Le moment n’était-il pas particulièrement mal choisi qui crée une crainte nouvelle sur la retraite quand d’autres détresses assaillent les Français?
Sans doute, oui. Mais faut-il réformer les retraites ou pas?
«La réforme du financement de nos régimes de retraite est importante, mais elle n’est pas à ce point urgente»
D'accord. Mais où est l'urgence, alors?
«Si, comme nous l’apprend un sondage récent, près de la moitié des Français les plus modestes ont été amenés à supprimer un repas par jour, alors c’est là qu’est l’urgence»
Quoi d'autre?
«A cela s’ajoute la lancinante inquiétude que crée l’apathie des gouvernements face au dérèglement climatique pourtant si prévisible»
DSK, militant climatique?
«L’avenir de la planète angoisse légitimement notre jeunesse et la réponse confuse qui est apportée n’est pas de nature à leur redonner espoir»

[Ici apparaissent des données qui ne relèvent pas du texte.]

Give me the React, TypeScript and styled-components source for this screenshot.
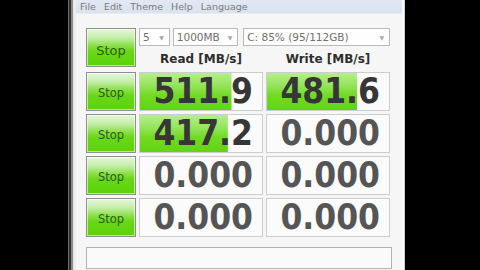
import React from "react";
import styled, { createGlobalStyle } from "styled-components";

const Global = createGlobalStyle`
  html, body { margin: 0; padding: 0; background: #000; }
  body { width: 480px; height: 270px; overflow: hidden; font-family: "DejaVu Sans", sans-serif; }
`;

const Screen = styled.div`
  display: flex;
  width: 480px;
  height: 270px;
  background: #000;
`;

const Blank = styled.div<{ $w: number }>`
  width: ${(p) => p.$w}px;
  flex: none;
  background: #000;
`;

const Window = styled.div`
  display: flex;
  width: 337px;
  flex: none;
  height: 270px;
`;

const LeftFrame = styled.div`
  width: 8px;
  flex: none;
  background: linear-gradient(
    to right,
    #6e6e6e 0px, #6e6e6e 1px,
    #2e2e2e 1px, #2e2e2e 3px,
    #8c8c8c 3px, #8c8c8c 5px,
    #e4e4e4 5px, #f2f2f2 8px
  );
`;

const RightFrame = styled.div`
  width: 5px;
  flex: none;
  background: linear-gradient(
    to right,
    #fbfbfb 0px, #fbfbfb 2px,
    #cfcfcf 2px, #cfcfcf 3px,
    #7e7e7e 3px, #5a5a5a 5px
  );
`;

const Content = styled.div`
  flex: 1;
  display: flex;
  flex-direction: column;
  background: #f6f6f6;
`;

const MenuBar = styled.div`
  height: 13px;
  display: flex;
  align-items: center;
  gap: 8px;
  padding-left: 4px;
  background: linear-gradient(to bottom, #e3e9f3, #d9e2ef);
  border-bottom: 1px solid #e8edf5;
`;

const MenuItem = styled.span`
  font-family: "DejaVu Sans", sans-serif;
  font-size: 9.5px;
  color: #7a7a7a;
  line-height: 12px;
`;

const Body = styled.div`
  padding: 14px 10px 0 10px;
  display: flex;
  flex-direction: column;
`;

const Grid = styled.div`
  display: grid;
  grid-template-columns: 50px 124px 124px;
  grid-template-rows: 41px repeat(4, 39px);
  column-gap: 3px;
  row-gap: 3px;
`;

const StopButton = styled.button<{ $main?: boolean }>`
  height: 39px;
  align-self: start;
  margin: 0;
  padding: 0;
  border: 1px solid #8f8f8f;
  box-shadow: inset 0 0 0 1px rgba(255, 255, 255, 0.55);
  background: linear-gradient(
    to bottom,
    #e6f7dc 0%,
    #c4eea8 24%,
    #93e256 42%,
    #68d816 60%,
    #5cd20a 100%
  );
  font-family: "DejaVu Sans", sans-serif;
  font-size: ${(p) => (p.$main ? "13px" : "11.5px")};
  font-weight: 400;
  color: ${(p) => (p.$main ? "#2c5e10" : "#2f5a1a")};
  display: flex;
  align-items: center;
  justify-content: center;
  padding-top: ${(p) => (p.$main ? "6px" : "2px")};
`;

const Controls = styled.div`
  grid-column: 2 / 4;
  display: flex;
  flex-direction: column;
`;

const SelectRow = styled.div`
  display: flex;
  height: 18px;
`;

const Select = styled.div<{ $w: number; $ml: number }>`
  width: ${(p) => p.$w}px;
  margin-left: ${(p) => p.$ml}px;
  height: 18px;
  box-sizing: border-box;
  border: 1px solid #b9b9b9;
  background: #fefefe;
  display: flex;
  align-items: center;
  justify-content: space-between;
  padding: 0 5px 0 3px;
  font-family: "DejaVu Sans", sans-serif;
  font-size: 10.5px;
  color: #707070;
`;

const Arrow = styled.span`
  font-size: 6px;
  color: #a8a8a8;
`;

const Headers = styled.div`
  display: grid;
  grid-template-columns: 124px 124px;
  column-gap: 3px;
  padding-top: 6px;
`;

const Header = styled.div`
  text-align: center;
  font-family: "DejaVu Sans", sans-serif;
  font-weight: bold;
  font-size: 12px;
  color: #2e2e2e;
  line-height: 14px;
`;

const Cell = styled.div<{ $pct: number }>`
  box-sizing: border-box;
  height: 39px;
  border: 1px solid #cdcdcd;
  background:
    linear-gradient(
      to bottom,
      #b6ee8c 0%,
      #93e45a 35%,
      #72da24 60%,
      #62d412 100%
    ) no-repeat 0 0 / ${(p) => p.$pct}% 100%,
    #fbfbfb;
  display: flex;
  align-items: center;
  justify-content: flex-end;
  padding-right: 9px;
  font-family: "DejaVu Sans Condensed", "DejaVu Sans", sans-serif;
  font-stretch: condensed;
  font-weight: bold;
  font-size: 35px;
  color: ${(p) => (p.$pct > 0 ? "#363636" : "#555555")};
  line-height: 1;
`;

const Comment = styled.div`
  margin-top: 10px;
  width: 306px;
  height: 22px;
  box-sizing: border-box;
  border: 1px solid #b3b3b3;
  background: #fafafa;
`;

const rows = [
  { read: "511.9", rp: 75, write: "481.6", wp: 74 },
  { read: "417.2", rp: 72, write: "0.000", wp: 0 },
  { read: "0.000", rp: 0, write: "0.000", wp: 0 },
  { read: "0.000", rp: 0, write: "0.000", wp: 0 },
];

export default function App() {
  return (
    <>
      <Global />
      <Screen>
        <Blank $w={68} />
        <Window>
          <LeftFrame />
          <Content>
            <MenuBar>
              <MenuItem>File</MenuItem>
              <MenuItem>Edit</MenuItem>
              <MenuItem>Theme</MenuItem>
              <MenuItem>Help</MenuItem>
              <MenuItem>Language</MenuItem>
            </MenuBar>
            <Body>
              <Grid>
                <StopButton $main>Stop</StopButton>
                <Controls>
                  <SelectRow>
                    <Select $w={31} $ml={0}>
                      5<Arrow>▼</Arrow>
                    </Select>
                    <Select $w={66} $ml={3}>
                      1000MB<Arrow>▼</Arrow>
                    </Select>
                    <Select $w={148} $ml={5}>
                      C: 85% (95/112GB)<Arrow>▼</Arrow>
                    </Select>
                  </SelectRow>
                  <Headers>
                    <Header>Read [MB/s]</Header>
                    <Header>Write [MB/s]</Header>
                  </Headers>
                </Controls>
                {rows.map((r, i) => (
                  <React.Fragment key={i}>
                    <StopButton>Stop</StopButton>
                    <Cell $pct={r.rp}>{r.read}</Cell>
                    <Cell $pct={r.wp}>{r.write}</Cell>
                  </React.Fragment>
                ))}
              </Grid>
              <Comment />
            </Body>
          </Content>
          <RightFrame />
        </Window>
        <Blank $w={75} />
      </Screen>
    </>
  );
}
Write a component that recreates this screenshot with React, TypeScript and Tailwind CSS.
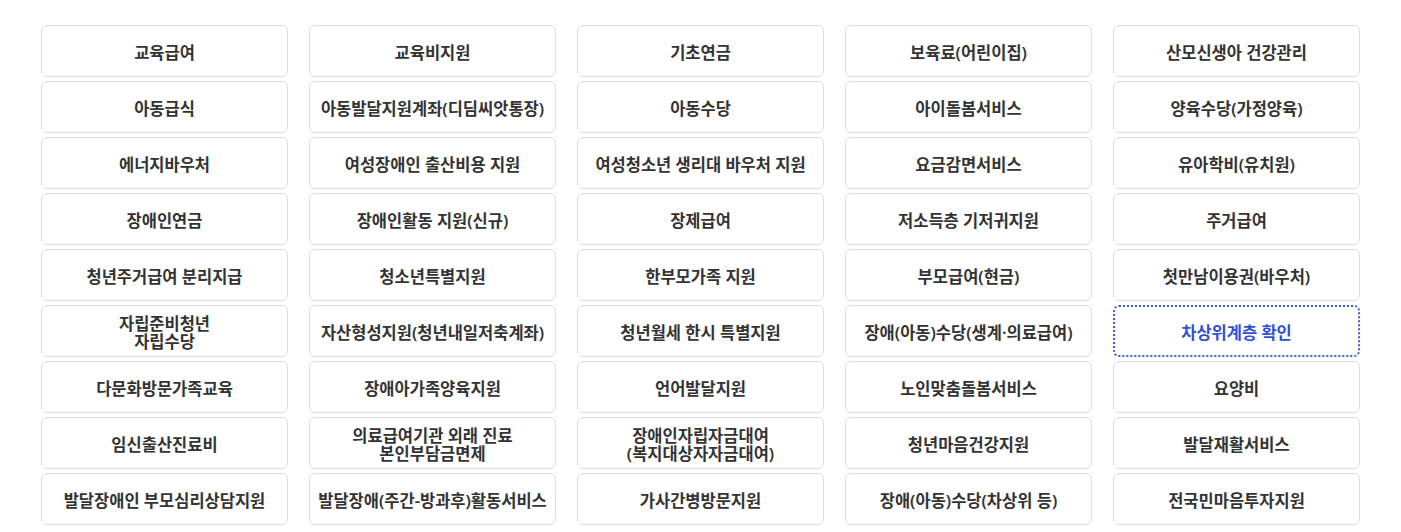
import React from 'react';

const items: string[] = [
  '교육급여',
  '교육비지원',
  '기초연금',
  '보육료(어린이집)',
  '산모신생아 건강관리',
  '아동급식',
  '아동발달지원계좌(디딤씨앗통장)',
  '아동수당',
  '아이돌봄서비스',
  '양육수당(가정양육)',
  '에너지바우처',
  '여성장애인 출산비용 지원',
  '여성청소년 생리대 바우처 지원',
  '요금감면서비스',
  '유아학비(유치원)',
  '장애인연금',
  '장애인활동 지원(신규)',
  '장제급여',
  '저소득층 기저귀지원',
  '주거급여',
  '청년주거급여 분리지급',
  '청소년특별지원',
  '한부모가족 지원',
  '부모급여(현금)',
  '첫만남이용권(바우처)',
  '자립준비청년\n자립수당',
  '자산형성지원(청년내일저축계좌)',
  '청년월세 한시 특별지원',
  '장애(아동)수당(생계·의료급여)',
  '차상위계층 확인',
  '다문화방문가족교육',
  '장애아가족양육지원',
  '언어발달지원',
  '노인맞춤돌봄서비스',
  '요양비',
  '임신출산진료비',
  '의료급여기관 외래 진료\n본인부담금면제',
  '장애인자립자금대여\n(복지대상자자금대여)',
  '청년마음건강지원',
  '발달재활서비스',
  '발달장애인 부모심리상담지원',
  '발달장애(주간-방과후)활동서비스',
  '가사간병방문지원',
  '장애(아동)수당(차상위 등)',
  '전국민마음투자지원',
];

export default function App() {
  const active = '차상위계층 확인';

  return (
    <div
      className="w-full bg-white px-[41px] pt-[25px] pb-[7px]"
      style={{ fontFamily: '"Noto Sans", "Noto Sans CJK KR", sans-serif' }}
    >
      <ul className="grid grid-cols-5 gap-x-[21px] gap-y-[4px]">
        {items.map((label) => {
          const isActive = label === active;
          return (
            <li key={label}>
              <button
                type="button"
                className={
                  isActive
                    ? 'flex h-[52px] w-full items-center justify-center whitespace-pre-line rounded-[6px] border-2 border-dotted border-[#3d5ce0] pt-[3px] text-center text-[16.5px] font-semibold leading-[18px] text-[#2f4fd6]'
                    : 'flex h-[52px] w-full items-center justify-center whitespace-pre-line rounded-[6px] border border-[#dcdcdc] pt-[3px] text-center text-[16.5px] font-semibold leading-[18px] text-[#333]'
                }
              >
                {label}
              </button>
            </li>
          );
        })}
      </ul>
    </div>
  );
}
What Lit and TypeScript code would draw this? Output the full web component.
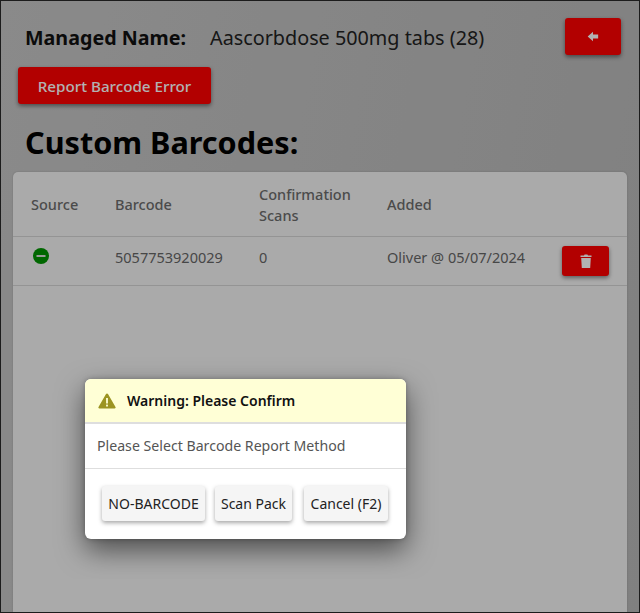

Que fallait-il faire selon lui?
Dans cette situation qui peint l’avenir en noir, pouvait-on ne pas escamoter le débat et éviter de passer en force sur les retraites?
Pas selon Macron ou Borne, en tout cas.
«On l’aurait pu facilement si le Fonds de Réserve des retraites, 2 créé par Lionel Jospin, n’avait pas été siphonné fin 2010 par le président de l’époque pour alléger sa contrainte budgétaire»
Sarko donc.
«Sans ce pillage, il aurait vraisemblablement approché les 100 milliards d’euros en 2030, à comparer aux 10 ou 15 milliards annuels promis par la réforme dans sa version actuelle»
Pourquoi Macron n'a pas cédé?
«Le sentiment qu’il fallait au plus vite tenir une promesse qui avait été oubliée au début du premier quinquennat»
Mais encore?
«Le moment a été mal choisi et la vision globale a fait défaut»
Encore ce fichu timing...
«Il fallait sortir des vieux schémas, ceux qui était adaptés au XXème siècle, à un siècle où l’espérance de vie augmentait lentement au contraire de ce qui va probablement se passer dans les décennies qui viennent»
Il faut changer quoi?
«Aujourd’hui, ce n’est pas l’âge de la retraite qu’il faut changer, c’est la conception même du système»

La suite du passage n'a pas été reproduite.